A análise de Paulo Moura corrobora à da senadora e ex-Ministra da Agricultura, relatando que o Brasil não tem canais de negociação com os Estados Unidos.
“O governo Lula nunca se esforçou para isso e o presidente Trump deixou o Brasil sem embaixador. O embaixador anterior, indicado por Joe Biden, saiu quando houve a troca de presidentes, e Trump não indicou um novo. Há hoje um adido comercial e um adido militar, que não fala português e que foi proibido de manter contato de alto nível no Brasil. Então, não há canais de contato e o que estamos assistindo é a escalada de uma confrontação do Brasil contra os Estados, de Lula e Alexandre de Moraes contra o presidente Trump. E as consequências disso são graves”.

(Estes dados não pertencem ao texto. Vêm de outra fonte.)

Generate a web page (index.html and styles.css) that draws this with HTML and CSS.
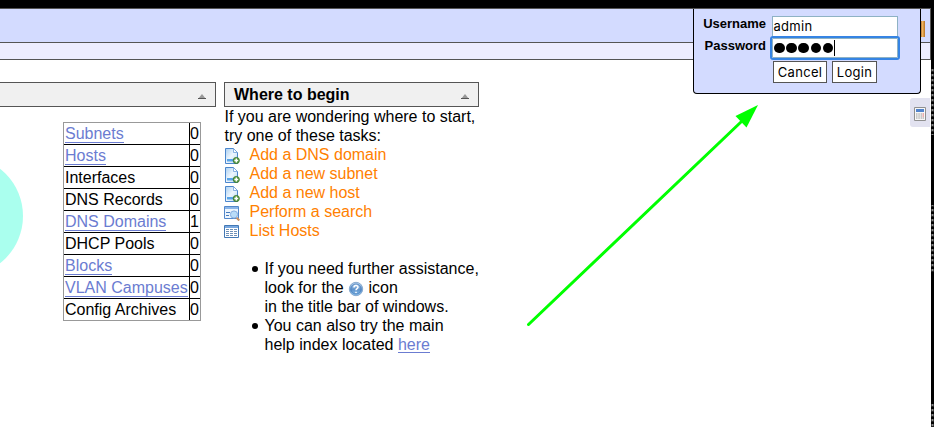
FILE: index.html
```
<!DOCTYPE html>
<html lang="en">
<head>
<meta charset="utf-8">
<title>Desktop</title>
<link rel="stylesheet" href="styles.css">
</head>
<body>
<svg class="defs" width="0" height="0">
  <defs>
    <linearGradient id="sheet" x1="0" y1="0" x2="1" y2="1"><stop offset="0" stop-color="#a9cff2"/><stop offset=".5" stop-color="#eef6fd"/><stop offset="1" stop-color="#b5d6f6"/></linearGradient>
    <linearGradient id="ball" x1="0" y1="0" x2="0" y2="1"><stop offset="0" stop-color="#bcd6f0"/><stop offset=".55" stop-color="#5f93cc"/><stop offset="1" stop-color="#8ec4ef"/></linearGradient>
    <symbol id="page-add" viewBox="0 0 16 16">
      <path d="M1.500 .5h8l4 4v11h-12z" fill="url(#sheet)" stroke="#4b86cc"/>
      <path d="M9.500 .5v4h4z" fill="#fff" stroke="#6ea0da" stroke-width=".8"/>
      <path d="M3 11h7v2.500H3z" fill="#58a4e8"/>
      <circle cx="12.300" cy="12.500" r="3.100" fill="#5d9c45" stroke="#37752b" stroke-width=".8"/>
      <path d="M12.300 10.600v3.800M10.400 12.500h3.800" stroke="#fff" stroke-width="1.400"/>
    </symbol>
    <symbol id="search" viewBox="0 0 16 16">
      <path d="M.5 1.500h14v12H.5z" fill="#edf5fd" stroke="#5388cb"/>
      <path d="M1 2h13v2H1z" fill="#8ab5e8"/>
      <path d="M2 7.500h4M2 10.500h3" stroke="#457bbd" stroke-width="1.200"/>
      <path d="m12.300 12.500 3 3" stroke="#c78e61" stroke-width="2"/>
      <circle cx="10" cy="9.500" r="3.600" fill="#b9dcf8" stroke="#87aee0"/>
    </symbol>
    <symbol id="list" viewBox="0 0 16 16">
      <path d="M.5 1.500h14v12H.5z" fill="#fff" stroke="#4278b5"/>
      <path d="M1 2h13v2H1z" fill="#79a8df"/>
      <path d="M2 5.500h11M2 7.500h11M2 9.500h11M2 11.500h11" stroke="#6d90b8" stroke-dasharray="3 1 3 1"/>
    </symbol>
    <symbol id="help" viewBox="0 0 16 16">
      <circle cx="8" cy="8" r="6.700" fill="url(#ball)" stroke="#8aabd0"/>
      <circle cx="8" cy="8" r="5" fill="none" stroke="#4f82bd" stroke-width=".8"/>
      <path d="M6 6.500c0-2.600 4-2.500 4-.2C10 7.800 8 7.500 8 9.300M8 10.700v1.400" fill="none" stroke="#fff" stroke-width="1.500"/>
    </symbol>
    <symbol id="collapse" viewBox="0 0 8 6">
      <path d="M0 5 4 0l4 5z" fill="#999"/><path d="M0 4.500h8" stroke="#555"/>
    </symbol>
    <pattern id="weave" width="3" height="5" patternUnits="userSpaceOnUse">
      <path d="M0 1h3v2H0z" fill="#444"/><path d="M1 1h1v2H1z" fill="#888"/><path d="M0 3h3v1H0z" fill="#222"/>
    </pattern>
  </defs>
</svg>
<div class="desktop">
  <div class="topbar"><span class="door"></span></div>
  <div class="taskbar"></div>
  <main class="windows">
    <section class="summary">
      <h2 class="title"><svg class="tri"><use href="#collapse"/></svg></h2>
      <div class="summary-body">
        <div class="chart"></div>
        <table class="counts">
          <tr><td><a>Subnets</a></td><td>0</td></tr>
          <tr><td><a>Hosts</a></td><td>0</td></tr>
          <tr><td>Interfaces</td><td>0</td></tr>
          <tr><td>DNS Records</td><td>0</td></tr>
          <tr><td><a>DNS Domains</a></td><td>1</td></tr>
          <tr><td>DHCP Pools</td><td>0</td></tr>
          <tr><td><a>Blocks</a></td><td>0</td></tr>
          <tr><td><a>VLAN Campuses</a></td><td>0</td></tr>
          <tr><td>Config Archives</td><td>0</td></tr>
        </table>
      </div>
    </section>
    <section class="begin">
      <h2 class="title">Where to begin<svg class="tri"><use href="#collapse"/></svg></h2>
      <div class="begin-body">
        <p>If you are wondering where to start,<br>try one of these tasks:</p>
        <div class="task"><svg><use href="#page-add"/></svg>Add a DNS domain</div>
        <div class="task"><svg><use href="#page-add"/></svg>Add a new subnet</div>
        <div class="task"><svg><use href="#page-add"/></svg>Add a new host</div>
        <div class="task"><svg><use href="#search"/></svg>Perform a search</div>
        <div class="task"><svg><use href="#list"/></svg>List Hosts</div>
        <ul>
          <li><span class="dot"></span><div>If you need further assistance,<br>look for the <svg class="help"><use href="#help"/></svg> icon<br>in the title bar of windows.</div></li>
          <li><span class="dot"></span><div>You can also try the main<br>help index located <a>here</a></div></li>
        </ul>
      </div>
    </section>
  </main>
</div>
<svg class="edge" width="3" height="359"><path d="M0 0h3v67H0zM0 137h3v68H0zM0 335h3v24H0z" fill="url(#weave)"/></svg>
<form class="login">
  <label>Username</label><div class="field">admin</div>
  <label>Password</label><div class="field focus"><i></i><i></i><i></i><i></i><i></i><b></b></div>
  <div class="buttons"><span class="btn">Cancel</span><span class="btn">Login</span></div>
</form>
<div class="calc"><svg width="12" height="14" viewBox="0 0 12 14"><path d="M.5 .5h11v13H.5z" fill="#f7f7f7" stroke="#909090"/><path d="M2 2h8v3H2z" fill="#5283cb"/><path d="M2 7h6M2 9h6M2 11h6" stroke="#999" stroke-dasharray="1.500 .8"/><path d="M8.500 7H10M8.500 9H10" stroke="#d66"/><path d="M8.500 11H10" stroke="#999"/></svg></div>
<svg class="arrow" width="234" height="224" viewBox="0 0 234 224"><path d="M3.500 219.500 216 17" stroke="#0f0" stroke-width="3" stroke-linecap="round"/><path d="m233 0-22.500 11 11 11.500z" fill="#0f0"/></svg>
</body>
</html>
```
FILE: styles.css
```
* { box-sizing: border-box; }
body { margin: 0; width: 934px; height: 427px; overflow: hidden; position: relative; background: #000; font: 16px/19px "Liberation Sans", Arial, sans-serif; color: #000; padding-top: 8px; }
.defs { position: absolute; }
.desktop { width: 931px; height: 419px; background: #fff; }
.topbar { height: 35px; background: #d3dbff; border: solid #555; border-width: 1px 1px 1px 0; display: flex; justify-content: flex-end; padding: 12px 5px 0 0; }
.door { width: 5px; height: 16px; background: linear-gradient(90deg, #94501a, #efb45e 50%, #b77225); }
.taskbar { height: 17px; background: #ededff; border: solid #555; border-width: 0 1px 1px 0; }
.windows { display: flex; gap: 8px; padding-top: 22px; }
.summary { width: 216px; }
.begin { width: 255px; }
.title { margin: 0; height: 25px; font-size: 16px; line-height: 23px; border: 1px solid #555; background: #f0f0f0; padding: 0 9px; display: flex; justify-content: space-between; }
.summary .title { border-left: 0; justify-content: flex-end; }
.tri { width: 8px; height: 6px; margin-top: 11px; }
.summary-body { display: flex; padding-top: 15px; }
.chart { width: 63px; height: 198px; overflow: hidden; display: flex; align-items: center; }
.chart::before { content: ""; flex: none; width: 120px; height: 120px; margin: -11px 0 0 -97px; border-radius: 50%; background: #afe; }
.counts { border-collapse: separate; border-spacing: 0; border: 1px solid #999; width: 138px; height: 199px; line-height: 19px; }
.counts td { padding: 1px 0 1px 1px; height: 22px; border-bottom: 1px solid #000; white-space: nowrap; }
.counts td:first-child { width: 125px; }
.counts td + td { border-left: 1px solid #000; padding-left: 0; width: 11px; }
.counts tr:last-child td { border-bottom: 0; height: 21px; }
a { color: #6b7cd1; border-bottom: 1px solid #6b7cd1; }
.counts a { display: inline-block; line-height: 17px; }
.begin-body { padding-left: .5px; }
p { margin: 0; white-space: nowrap; }
.task { display: flex; height: 19px; color: #ff8000; }
.task svg { width: 16px; height: 16px; margin: 3px 9.500px 0 -.5px; }
.begin a { display: inline-block; height: 18px; line-height: 19px; vertical-align: top; }
ul { margin: 19px 0 0; padding-left: 27px; white-space: nowrap; list-style: none; }
li { height: 57px; display: flex; }
li + li { height: 38px; }
.dot { width: 6px; height: 6px; border-radius: 50%; background: #000; margin: 7px 7px 0 0; }
.help { width: 16px; height: 16px; vertical-align: -4px; margin: -6px 0 0; }
.edge { position: absolute; left: 931px; top: 68px; }
.login { position: absolute; left: 693px; top: 9px; width: 228px; height: 85px; background: #d3dbff; border: 1px solid #000; border-top: 0; border-radius: 0 0 4px 4px; display: grid; grid-template-columns: 72px 128px; grid-template-rows: 21px 21px auto; column-gap: 5px; padding-top: 7px; }
.login label { text-align: right; font: bold 13px/16px "Liberation Sans", sans-serif; }
.login label:nth-of-type(2) { padding-top: 1px; }
.field { margin-left: 1px; width: 126px; height: 21px; border: 1px solid #8eb2c4; background: #fff; font: 13px/19px Inter, sans-serif; letter-spacing: .3px; padding-left: .5px; }
.field.focus { height: 20px; margin-top: 1px; outline: 2px solid #3584e4; border-radius: 1px; display: flex; align-items: center; gap: 1.700px; padding-left: 1px; }
.field i { width: 10.500px; height: 10.500px; border-radius: 50%; background: #000; }
.field b { width: 1px; height: 16px; background: #000; margin-left: -1px; }
.buttons { grid-column: 2; display: flex; gap: 5px; padding: 3px 0 0 2px; }
.btn { height: 22px; width: 54px; border: 1px solid #555; background: #fff; font: 13px/21px Inter, sans-serif; letter-spacing: .3px; text-align: center; }
.btn + .btn { width: 45px; }
.calc { position: absolute; left: 910px; top: 98px; width: 20px; height: 29px; background: #e2e2f0; border-radius: 3px 0 0 3px; display: flex; align-items: center; padding: 3px 0 0 4px; }
.arrow { position: absolute; left: 525px; top: 105px; }
```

Internamente, Moura acredita que a opinião política esteja ainda mais atenta a forma como todo este quadro se desdobra e quais são os impactos disso para o Brasil, para além da polarização política. “O impacto deste fato é de grande magnitude. O Alexandre de Moraes em conluio com o Lula – é bom lembrar que Moraes liberou o IOF e fechou o pacto com o Lula – estão, ambos, peitando o governo Trump. Lula por questões eleitorais, Alexandre de Moraes por uma questão de sobrevivência. Agora é tudo ou nada. A crise subiu alguns degraus e acredito que vai subir mais”.
Em entrevista ao Bom Dia Agronegócio desta quinta-feira (17), o diretor da Pátria Agronegócios, Matheus Pereira, explicava que o Brasil é o segundo país que mais perdeu capital especulativo nos últimos sete dias, ficando atrás apenas de Taiwan. “É o puro mercado refletindo que não é só uma briga ideológica. O mercado, dono do dinheiro, soberano nisso, vê que o Brasil hoje não é uma fonte segura de investimento”.
Pereira complementa dizendo que os dados não se referem à balança comercial ou fluxo financeiro regular, mas especificamente ao capital especulativo que movimenta mercados. A percepção de risco político está afetando diretamente os investimentos no país, com reflexos inevitáveis no agronegócio.
Neste ambiente, a semana vai terminando com a agenda econômica do Brasil sequestrada pela escalada das tensões políticas com os Estados Unidos, agravada pelo sentimento – principalmente entre os agentes do mercado – de que poderão se intensificar ainda mais. Assim, o dólar sobe mais de 0,7% para novamente se aproximar dos R$ 5,60, enquanto o Ibovespa testava suas mínimas, perdendo mais de 1%.
“O governo Lula avalia a dimensão dos prejuízos e discute possíveis respostas, como quebra de tarifas e patentes e tarifas sobre produtos culturais. O mercado segue sensível à escalada da tensão com discurso duro de Lula ontem à noite, classificando as tarifas como “chantangem inaceitável”. O clima político pesa sobre os ativos brasileiros. O ambiente permanece volátil, à espera de decisões concretas”, explicam os analistas de mercado da Agrinvest Commodities.
“Estas tensões entre Brasil e Estados Unidos elas criam uma dificuldade muito grande do mercado como um todo enxergar o Brasil como um elo forte nas negociações. O mercado entende que, em um embate direto, o Brasil, quando virou protagonista, deixando a China de lado, não temos a mesma expressão comercial do que os chineses. Temos menos poder de barganha do que a China. O mercado entende que essa tentativa de tarifaço, que até agora não foi apaziguada pelo nosso governo, pelo contrário. Os pronunciamentos do nosso executivo são muito superficiais, não há nada de novo sendo falado, ficando só remoendo o passado”, complementa Matheus Pereira.
O diretor da Pátria ainda diz que o atual momento é, desta forma, marcado por mais “artimanhas” para recuperar sua popularidade.
“O mercado enxerga isso com ceticismo. O populista só é benéfico aqueles que o escutam, grandes investidores, especuladores, não vão realocar capital no Brasil por termos um governo populista. E neste momento seria necessário um pouco mais de diplomacia, de sabedoria, de conhecimento econômico, o que deixa a desejar no atual governo”, conclui.